*Problem to solve*: Using the listing below, report all lines holding the word "page".
○ ○ ○ ○ ○ ○ ○
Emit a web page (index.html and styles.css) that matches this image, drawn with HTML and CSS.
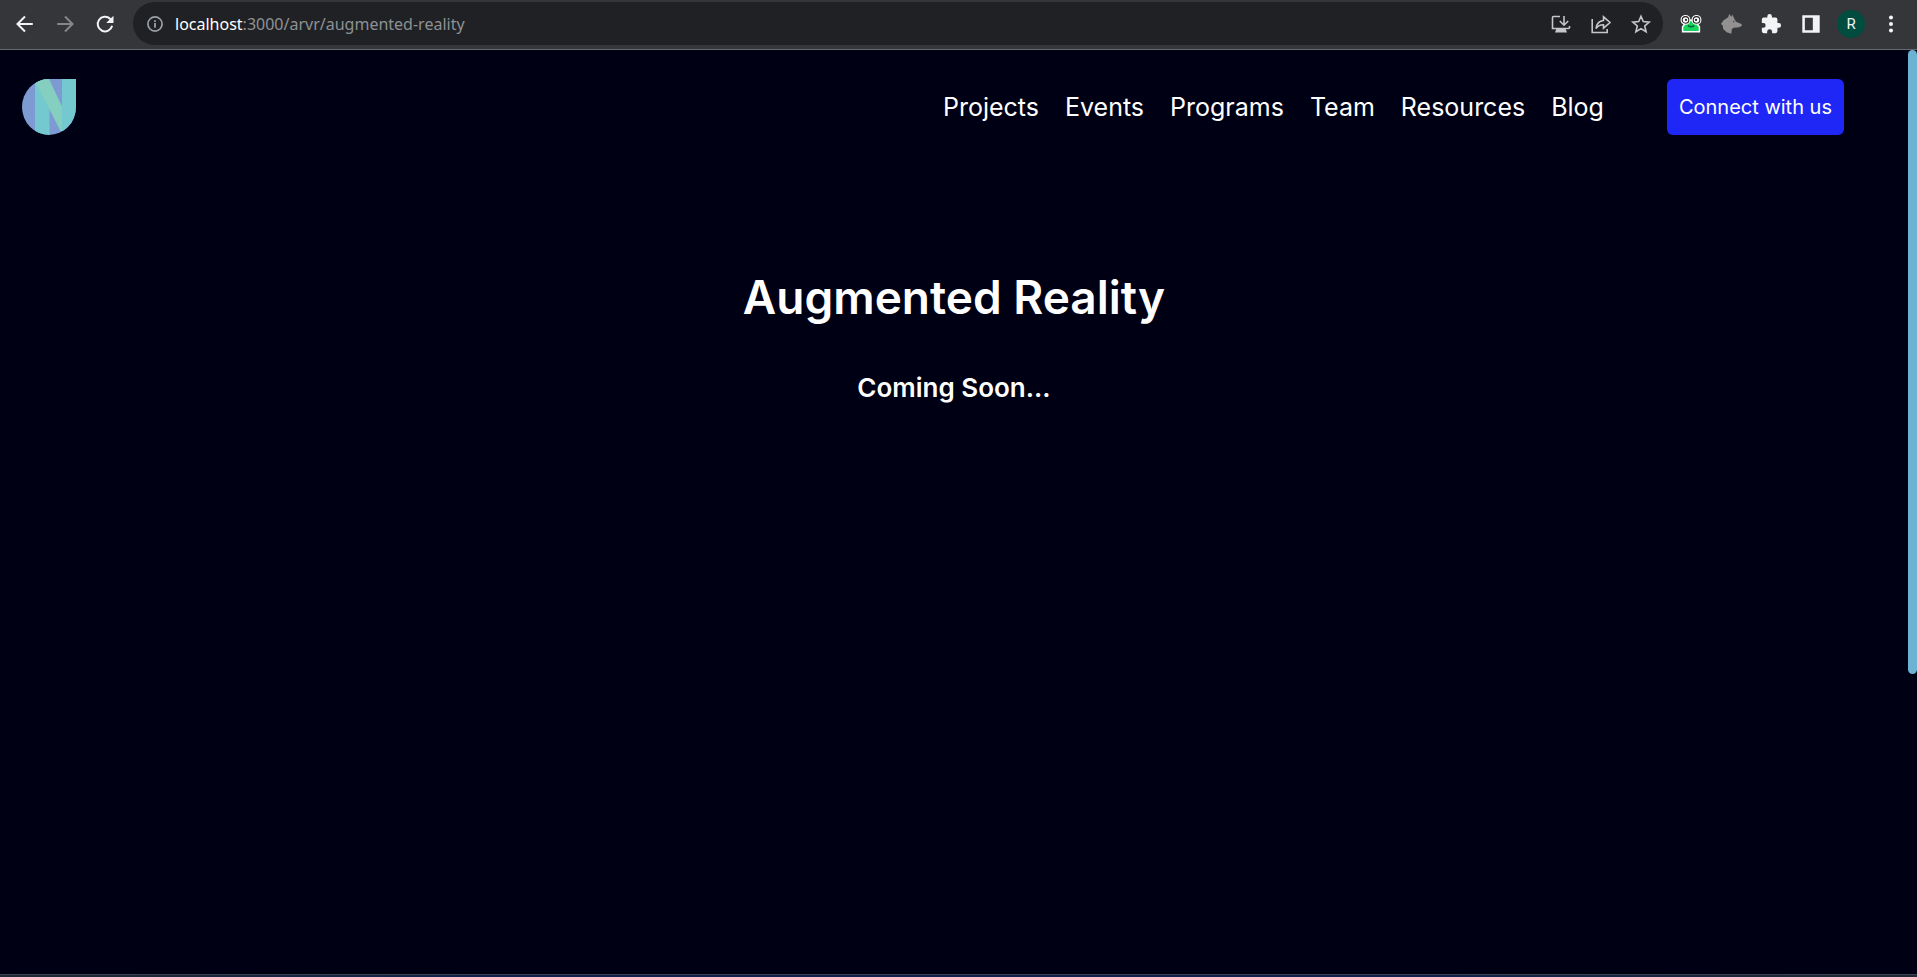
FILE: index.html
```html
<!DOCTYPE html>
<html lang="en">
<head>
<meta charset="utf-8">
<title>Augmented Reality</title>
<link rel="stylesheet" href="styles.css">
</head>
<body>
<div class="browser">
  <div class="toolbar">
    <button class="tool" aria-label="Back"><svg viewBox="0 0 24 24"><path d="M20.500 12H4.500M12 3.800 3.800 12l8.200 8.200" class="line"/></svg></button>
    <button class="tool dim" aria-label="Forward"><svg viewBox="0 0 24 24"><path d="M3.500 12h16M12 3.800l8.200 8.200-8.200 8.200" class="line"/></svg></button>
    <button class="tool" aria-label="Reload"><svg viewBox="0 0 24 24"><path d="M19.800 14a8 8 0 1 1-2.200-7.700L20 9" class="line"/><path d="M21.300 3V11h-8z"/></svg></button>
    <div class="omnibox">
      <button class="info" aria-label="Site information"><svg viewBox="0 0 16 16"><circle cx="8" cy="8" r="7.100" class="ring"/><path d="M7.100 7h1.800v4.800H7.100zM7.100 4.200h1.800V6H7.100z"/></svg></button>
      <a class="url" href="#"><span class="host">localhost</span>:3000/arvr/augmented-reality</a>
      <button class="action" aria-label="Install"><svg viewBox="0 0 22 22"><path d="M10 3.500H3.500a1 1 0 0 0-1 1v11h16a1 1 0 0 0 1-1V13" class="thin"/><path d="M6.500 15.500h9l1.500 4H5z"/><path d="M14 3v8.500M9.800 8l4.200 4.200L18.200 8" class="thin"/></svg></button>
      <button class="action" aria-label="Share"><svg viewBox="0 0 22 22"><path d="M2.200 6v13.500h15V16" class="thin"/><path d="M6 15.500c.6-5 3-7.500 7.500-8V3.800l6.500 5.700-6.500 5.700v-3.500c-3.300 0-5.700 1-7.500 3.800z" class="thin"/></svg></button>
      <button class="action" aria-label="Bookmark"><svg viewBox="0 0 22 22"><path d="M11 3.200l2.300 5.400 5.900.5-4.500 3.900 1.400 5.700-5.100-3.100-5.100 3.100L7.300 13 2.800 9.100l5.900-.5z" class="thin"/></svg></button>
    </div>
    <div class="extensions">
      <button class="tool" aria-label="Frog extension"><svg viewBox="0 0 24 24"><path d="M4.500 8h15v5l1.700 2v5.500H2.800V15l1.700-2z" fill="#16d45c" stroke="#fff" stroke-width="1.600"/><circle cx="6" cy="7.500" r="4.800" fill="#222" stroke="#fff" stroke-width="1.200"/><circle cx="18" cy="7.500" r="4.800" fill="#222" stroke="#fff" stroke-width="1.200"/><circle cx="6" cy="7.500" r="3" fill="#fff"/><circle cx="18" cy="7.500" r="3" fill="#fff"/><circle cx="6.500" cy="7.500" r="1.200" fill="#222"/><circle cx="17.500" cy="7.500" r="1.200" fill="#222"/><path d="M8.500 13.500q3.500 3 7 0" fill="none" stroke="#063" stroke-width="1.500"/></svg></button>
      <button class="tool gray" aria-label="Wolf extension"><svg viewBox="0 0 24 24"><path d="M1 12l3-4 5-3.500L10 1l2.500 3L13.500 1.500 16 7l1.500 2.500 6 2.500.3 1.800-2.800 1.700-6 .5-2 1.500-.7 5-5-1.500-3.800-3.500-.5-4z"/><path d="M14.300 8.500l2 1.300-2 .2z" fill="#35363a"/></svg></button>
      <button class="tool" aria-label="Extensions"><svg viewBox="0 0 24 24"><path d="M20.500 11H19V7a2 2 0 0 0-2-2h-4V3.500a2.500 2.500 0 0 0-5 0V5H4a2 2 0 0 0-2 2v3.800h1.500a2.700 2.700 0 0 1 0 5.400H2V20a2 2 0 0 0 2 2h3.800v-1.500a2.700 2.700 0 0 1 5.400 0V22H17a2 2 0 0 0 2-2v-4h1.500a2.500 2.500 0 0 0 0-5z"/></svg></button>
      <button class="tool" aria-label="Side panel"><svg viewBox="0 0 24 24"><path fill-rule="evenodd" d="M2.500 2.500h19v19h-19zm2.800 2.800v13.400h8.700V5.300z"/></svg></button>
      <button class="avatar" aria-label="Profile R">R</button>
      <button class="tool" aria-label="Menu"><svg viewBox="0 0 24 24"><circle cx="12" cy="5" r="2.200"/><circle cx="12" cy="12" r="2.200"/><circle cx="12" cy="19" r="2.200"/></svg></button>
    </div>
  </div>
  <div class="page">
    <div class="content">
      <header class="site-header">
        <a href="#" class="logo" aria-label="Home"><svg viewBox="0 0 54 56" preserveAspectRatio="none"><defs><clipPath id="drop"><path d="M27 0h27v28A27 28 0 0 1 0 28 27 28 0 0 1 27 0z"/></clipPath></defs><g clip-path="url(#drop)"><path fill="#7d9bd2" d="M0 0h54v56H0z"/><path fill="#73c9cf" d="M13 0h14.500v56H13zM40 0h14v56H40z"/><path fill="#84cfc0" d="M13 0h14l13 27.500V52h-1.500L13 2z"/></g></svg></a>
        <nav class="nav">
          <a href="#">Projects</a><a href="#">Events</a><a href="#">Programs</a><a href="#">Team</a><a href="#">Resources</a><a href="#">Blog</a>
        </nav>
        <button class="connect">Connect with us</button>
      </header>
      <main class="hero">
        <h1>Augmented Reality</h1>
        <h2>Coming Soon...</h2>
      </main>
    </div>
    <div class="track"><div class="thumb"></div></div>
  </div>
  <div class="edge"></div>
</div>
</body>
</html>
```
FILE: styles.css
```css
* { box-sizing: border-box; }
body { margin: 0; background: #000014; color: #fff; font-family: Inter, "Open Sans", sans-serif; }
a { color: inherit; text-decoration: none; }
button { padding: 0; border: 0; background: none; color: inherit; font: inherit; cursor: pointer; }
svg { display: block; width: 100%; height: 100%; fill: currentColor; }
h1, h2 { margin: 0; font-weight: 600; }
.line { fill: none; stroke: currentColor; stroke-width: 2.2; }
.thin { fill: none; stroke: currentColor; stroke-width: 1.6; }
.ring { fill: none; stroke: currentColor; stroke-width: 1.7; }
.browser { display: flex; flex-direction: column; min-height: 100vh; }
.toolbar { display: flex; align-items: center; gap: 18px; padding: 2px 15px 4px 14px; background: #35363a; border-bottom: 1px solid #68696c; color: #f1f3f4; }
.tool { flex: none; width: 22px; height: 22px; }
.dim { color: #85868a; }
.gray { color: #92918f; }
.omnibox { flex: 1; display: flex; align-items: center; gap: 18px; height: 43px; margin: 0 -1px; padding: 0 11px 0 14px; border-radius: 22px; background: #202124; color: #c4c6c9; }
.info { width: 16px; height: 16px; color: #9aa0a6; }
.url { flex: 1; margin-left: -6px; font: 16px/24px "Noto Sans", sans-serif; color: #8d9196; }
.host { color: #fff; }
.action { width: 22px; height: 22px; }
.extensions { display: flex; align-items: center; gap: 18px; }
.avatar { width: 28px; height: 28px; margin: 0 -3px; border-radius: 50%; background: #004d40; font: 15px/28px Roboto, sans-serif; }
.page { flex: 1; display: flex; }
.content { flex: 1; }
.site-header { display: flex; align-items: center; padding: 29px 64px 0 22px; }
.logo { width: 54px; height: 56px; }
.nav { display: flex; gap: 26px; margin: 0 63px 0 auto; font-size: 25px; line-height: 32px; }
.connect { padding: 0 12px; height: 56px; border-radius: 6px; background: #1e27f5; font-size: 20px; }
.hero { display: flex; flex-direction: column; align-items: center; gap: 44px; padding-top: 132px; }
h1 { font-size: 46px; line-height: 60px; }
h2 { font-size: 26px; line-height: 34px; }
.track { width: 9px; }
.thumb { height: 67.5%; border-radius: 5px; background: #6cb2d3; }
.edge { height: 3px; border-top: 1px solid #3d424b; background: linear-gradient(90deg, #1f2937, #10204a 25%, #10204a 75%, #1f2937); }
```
○ ○ ○ ○ ○ ○ ○
*Complete answer*:
Emit a web page (index.html and styles.css) that matches this image, drawn with HTML and CSS.
  <div class="page">
.page { flex: 1; display: flex; }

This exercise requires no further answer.